In fact, making baklava is easy enough to be dangerous.  Dangerous because it is probably one of my top ten favorite things to eat of all time. All those flaky layers of phyllo dough dripping with a spicy honey flavored syrup and jam packed with nuts.  It's total heaven.  Messy, sticky, crispy, crunchy heaven. If I don't find someone to share it with I will totally eat the whole pan myself. 
 Baklava
Adapted from Food From Many Greek Kitchens
by Tessa Kiros
Makes About 30 pieces

Syrup:
2 cups sugar
2 tablespoon honey
juice of 1/2 lemon
strip of lemon peel
2 or 3 small cinnamon sticks

Baklava:
1 cup walnuts, crushed but with some texture
1 cup pistachios, crushed but with some texture
2 tablespoons sugar
2 teaspoons ground cinnamon
22 sheets phyllo pastry
About 2/3 cup (1-1/4 sticks) butter, melted to golden brown (I had to use a tad more)*
30 or so whole cloves for decorating (optional, but I omitted)*

Preheat the oven to 350F.  To make the syrup, put the sugar, honey, lemon juice, lemon peel and cinnamon in a saucepan with 1 cup water and bring to a boil, stirring.  Simmer for 5 to 6 minutes, then take off the heat and cool.
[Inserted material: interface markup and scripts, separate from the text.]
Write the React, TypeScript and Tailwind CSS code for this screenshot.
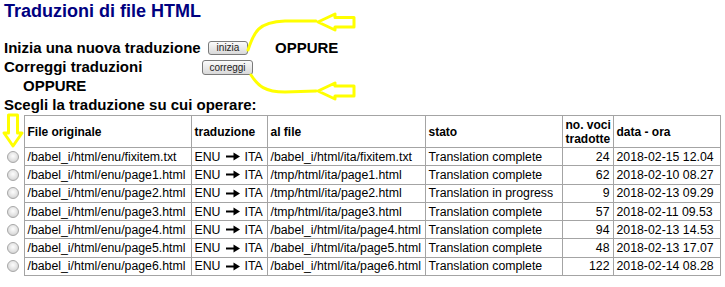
import React from 'react'

type Row = {
  src: string
  dest: string
  status: string
  count: number
  date: string
}

const ROWS: Row[] = [
  { src: '/babel_i/html/enu/fixitem.txt', dest: '/babel_i/html/ita/fixitem.txt', status: 'Translation complete', count: 24, date: '2018-02-15 12.04' },
  { src: '/babel_i/html/enu/page1.html', dest: '/tmp/html/ita/page1.html', status: 'Translation complete', count: 62, date: '2018-02-10 08.27' },
  { src: '/babel_i/html/enu/page2.html', dest: '/tmp/html/ita/page2.html', status: 'Translation in progress', count: 9, date: '2018-02-13 09.29' },
  { src: '/babel_i/html/enu/page3.html', dest: '/tmp/html/ita/page3.html', status: 'Translation complete', count: 57, date: '2018-02-11 09.53' },
  { src: '/babel_i/html/enu/page4.html', dest: '/babel_i/html/ita/page4.html', status: 'Translation complete', count: 94, date: '2018-02-13 14.53' },
  { src: '/babel_i/html/enu/page5.html', dest: '/babel_i/html/ita/page5.html', status: 'Translation complete', count: 48, date: '2018-02-13 17.07' },
  { src: '/babel_i/html/enu/page6.html', dest: '/babel_i/html/ita/page6.html', status: 'Translation complete', count: 122, date: '2018-02-14 08.28' },
]

const cell = 'border border-[#a4a4a4] px-[3px] align-middle whitespace-nowrap'

function OldButton({ label, className }: { label: string; className: string }) {
  return (
    <button
      type="button"
      className={`flex items-center justify-center rounded-[3px] border border-[#7a7a7a] bg-gradient-to-b from-[#fbfbfb] to-[#d9d9d9] text-[10px] font-normal leading-none text-[#222] ${className}`}
    >
      {label}
    </button>
  )
}

function Radio() {
  return (
    <span className="block h-[12px] w-[12px] rounded-full border border-[#a8a8a8] bg-[radial-gradient(circle_at_50%_40%,#fdfdfd,#e2e2e2_55%,#c4c4c4)]" />
  )
}

function RightArrow() {
  return (
    <svg width="14" height="9" viewBox="0 0 14 9" className="ml-[6px] mr-[4px] inline-block">
      <path d="M0 4.5h9" stroke="#000" strokeWidth="2" />
      <path d="M7.5 0.5 14 4.5 7.5 8.5z" fill="#000" />
    </svg>
  )
}

// yellow hand-drawn markings placed over the page
function Annotations() {
  const y = '#ffff00'
  return (
    <svg width="725" height="287" className="pointer-events-none absolute left-0 top-0">
      <path d="M248 50 C254 32 258 22 285 21 L316 21" fill="none" stroke={y} strokeWidth="3" strokeLinecap="round" />
      <path d="M318 22 L335 14 L335 17.5 L354 17.5 L354 27 L335 27 L335 30 Z" fill="none" stroke={y} strokeWidth="3" strokeLinejoin="round" />
      <path d="M251 75 C258 86 265 92 285 92 L316 91" fill="none" stroke={y} strokeWidth="3" strokeLinecap="round" />
      <path d="M318 91 L335 83 L335 86 L354 86 L354 96 L335 96 L335 99 Z" fill="none" stroke={y} strokeWidth="3" strokeLinejoin="round" />
      <path d="M8.5 115 L17.5 115 L17.5 133 L22 133 L13 146 L4 133 L8.5 133 Z" fill="none" stroke={y} strokeWidth="3" strokeLinejoin="round" />
    </svg>
  )
}

export default function App() {
  return (
    <div className="relative h-[287px] w-[725px] overflow-hidden bg-white px-[4px] font-['Liberation_Sans',Arial,sans-serif] text-black">
      <h1 className="text-[18px] font-bold leading-[22px] text-[#000080]">Traduzioni di file HTML</h1>

      <div className="mt-[16px] text-[15px] font-bold leading-[19px]">
        <div className="flex h-[19px] items-center">
          <span className="w-[204px]">Inizia una nuova traduzione</span>
          <OldButton label="inizia" className="h-[14px] w-[40px]" />
          <span className="ml-[27px]">OPPURE</span>
        </div>
        <div className="flex h-[19px] items-center">
          <span className="w-[198px]">Correggi traduzioni</span>
          <OldButton label="correggi" className="mt-[2px] h-[15px] w-[51px]" />
        </div>
        <div className="pl-[19px]">OPPURE</div>
        <div>Scegli la traduzione su cui operare:</div>
      </div>

      <table className="mt-px w-[716px] table-fixed border-collapse text-[12.3px] leading-[14px]">
        <colgroup>
          <col className="w-[20px]" />
          <col className="w-[167px]" />
          <col className="w-[76px]" />
          <col className="w-[158px]" />
          <col className="w-[137px]" />
          <col className="w-[51px]" />
          <col className="w-[107px]" />
        </colgroup>
        <thead>
          <tr className="h-[32px] text-left text-[12px] font-bold">
            <th />
            <th className={cell}>File originale</th>
            <th className={cell}>traduzione</th>
            <th className={cell}>al file</th>
            <th className={cell}>stato</th>
            <th className={cell}>
              no. voci
              <br />
              tradotte
            </th>
            <th className={cell}>data - ora</th>
          </tr>
        </thead>
        <tbody>
          {ROWS.map((r) => (
            <tr key={r.src} className="h-[18.3px]">
              <td className="pl-[3px] align-middle">
                <Radio />
              </td>
              <td className={cell}>{r.src}</td>
              <td className={`${cell} pr-0`}>
                <span className="inline-flex items-center">
                  ENU
                  <RightArrow />
                  ITA
                </span>
              </td>
              <td className={cell}>{r.dest}</td>
              <td className={cell}>{r.status}</td>
              <td className={`${cell} text-right`}>{r.count}</td>
              <td className={cell}>{r.date}</td>
            </tr>
          ))}
        </tbody>
      </table>

      <Annotations />
    </div>
  )
}
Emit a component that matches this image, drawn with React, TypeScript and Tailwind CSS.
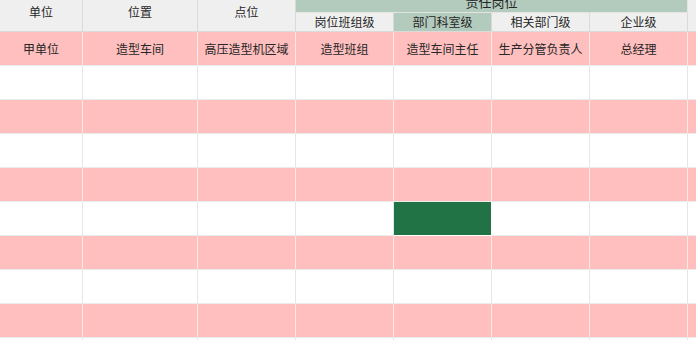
import React from 'react';

const widths = ['w-[83px]', 'w-[115px]', 'w-[98px]', 'w-[98px]', 'w-[98px]', 'w-[98px]', 'w-[98px]', 'flex-1'];

const firstRow = ['甲单位', '造型车间', '高压造型机区域', '造型班组', '造型车间主任', '生产分管负责人', '总经理', ''];

const rows: string[][] = [
    firstRow,
    ...Array.from({ length: 9 }, () => ['', '', '', '', '', '', '', '']),
];

const App: React.FC = () => {
    return (
        <div
            className="w-[696px] h-[340px] overflow-hidden bg-white text-[12px] text-[#262626]"
            style={{ fontFamily: '"Noto Sans CJK SC", "Noto Sans", sans-serif' }}
        >
            {/* header */}
            <div className="flex h-[32px] bg-[#efefef]">
                <div className="w-[83px] border-r border-b border-[#dadada] flex justify-center pt-[3px]">单位</div>
                <div className="w-[115px] border-r border-b border-[#dadada] flex justify-center pt-[3px]">位置</div>
                <div className="w-[98px] border-r border-b border-[#dadada] flex justify-center pt-[3px]">点位</div>
                <div className="w-[392px] flex flex-col">
                    <div className="h-[13px] bg-[#b3cbbd] border-r border-b border-[#e4e4e4] overflow-hidden flex justify-center">
                        <span className="-mt-[8px] leading-[20px] text-[13px]">责任岗位</span>
                    </div>
                    <div className="flex h-[19px]">
                        <div className="w-[98px] border-r border-b border-[#dadada] flex justify-center items-center leading-none">岗位班组级</div>
                        <div className="w-[98px] border-r border-b border-[#dadada] bg-[#b3cbbd] flex justify-center items-center leading-none">部门科室级</div>
                        <div className="w-[98px] border-r border-b border-[#dadada] flex justify-center items-center leading-none">相关部门级</div>
                        <div className="w-[98px] border-r border-b border-[#dadada] flex justify-center items-center leading-none">企业级</div>
                    </div>
                </div>
                <div className="flex-1 border-b border-[#dadada]" />
            </div>

            {/* body */}
            {rows.map((row, r) => {
                const pink = r % 2 === 0;
                return (
                    <div key={r} className={`flex h-[34px] ${pink ? 'bg-[#ffbfbf]' : 'bg-white'}`}>
                        {row.map((text, c) => {
                            const selected = r === 5 && c === 4;
                            return (
                                <div
                                    key={c}
                                    className={`${widths[c]} border-b border-[#ebebeb] flex items-center justify-center ${
                                        c < 7 ? (pink ? 'border-r border-r-[#fbe8e8]' : 'border-r border-r-[#e6e6e6]') : ''
                                    } ${selected ? 'bg-[#217346] border-b-white border-r-white' : ''}`}
                                >
                                    {text}
                                </div>
                            );
                        })}
                    </div>
                );
            })}
        </div>
    );
};

export default App;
Mix the walnuts, pistachios, sugar and cinnamon together in a bowl.  Have the phyllo sheets ready, covered by a dish cloth to prevent them from drying out.  Brush the base of an 8-1/2 x 12-inch baking dish with butter.  Lay 1 sheet of phyllo on the bottom and brush with butter.  Cover with another sheet, brush it with butter and continue in this way until you have a neat stack of 10 sheets lining the bottom of the dish.  Spread half the nut mixture over the phyllo, patting it down firmly and leveling the surface.  Cover with another 2 sheets of phyllo, buttering each one.  Scatter the rest of the nuts over evenly and press down gently.  Now lay down the last 10 sheets of phyllo, buttering each one, of course, and finishing with the last layer buttered.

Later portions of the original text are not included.